For the clear understanding of these words,
consider, 1. What is not here forbidden or condemned by our apostle; namely, prudential resolutions for a right management of human affairs: It is lawful for men to take up a purpose to go to such a place, and follow their trade there, to buy, and sell, and get gain in an honest way; but no man must be peremptory in this, because we know not what shall be on the morrow, such determinations must be made with submission to divine providence: If the Lord will, we shall do this or that, referring all to his pleasure, who alone doth whatsoever pleaseth him.
Consider, 2. What is hereby intimated to us, and what is the duty incumbent upon us, namely,
1. That we have no assurance of our lives, nor any of the comforts of our lives, for one day, and therefore ought to refer all our actions, our enterprises, and undertakings to the will of God. What is your life?
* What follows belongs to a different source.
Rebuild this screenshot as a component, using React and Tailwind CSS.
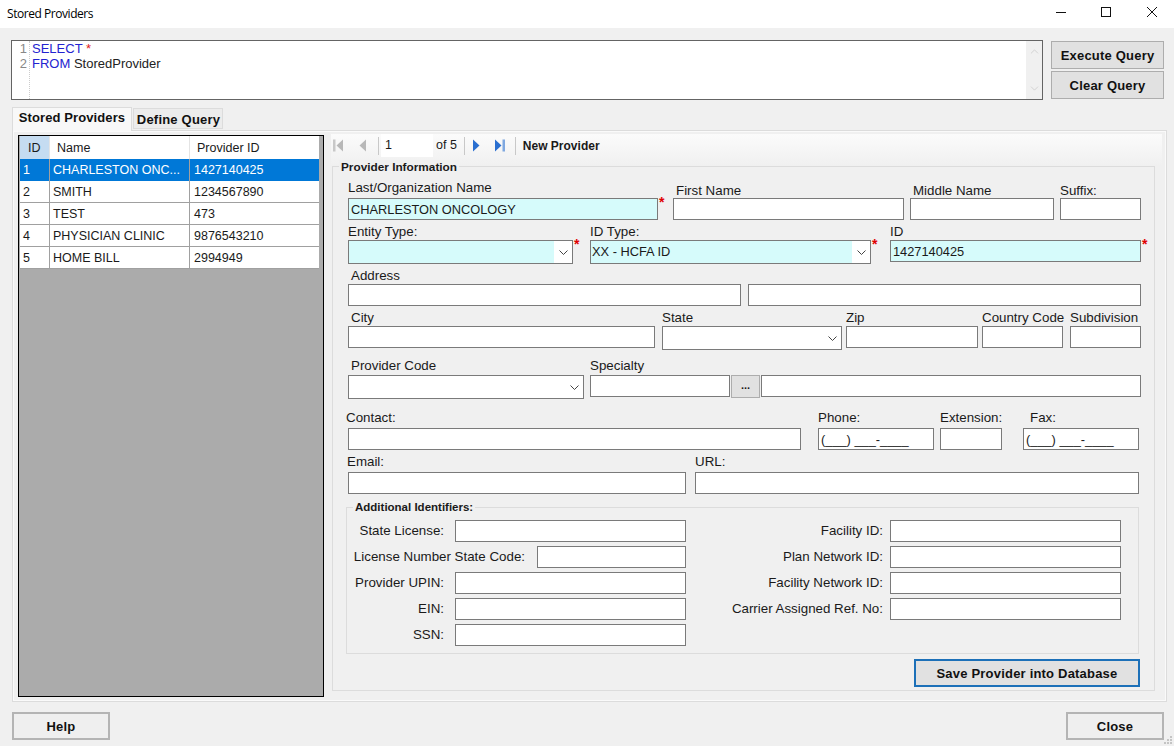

It is but a vapour; therefore ye ought to say, If the Lord will we shall do this or that.
2. That in regard of the great frailty of our lives, and the great uncertainty of issues and events, it is the height of presumption to promise ourselves great things, without the leave of God's providence; as our times are in God's hand, so are our actions also in God's power, both as to the performance of them, and as to the success of them: Say not then, today, or tomorrow, we will go into such a city; for that ye ought to say, If the Lord will, we shall do this, or that.
Observe here, 1. That sins of ignorance are sins, and render men greatly culpable, though ignorance will in some degree lessen their punishment.
Observe here, 2. That to sin against light and knowledge is a very heinous aggravation of sin; because the knowlege of our duty lays us under the greatest obligation to do it.
3. That the greater advantages and opportunities any man has of knowing his duty; and the more knowlege he sins against in not doing of it, the greater is his sin, and the more grievous will be his condemnation.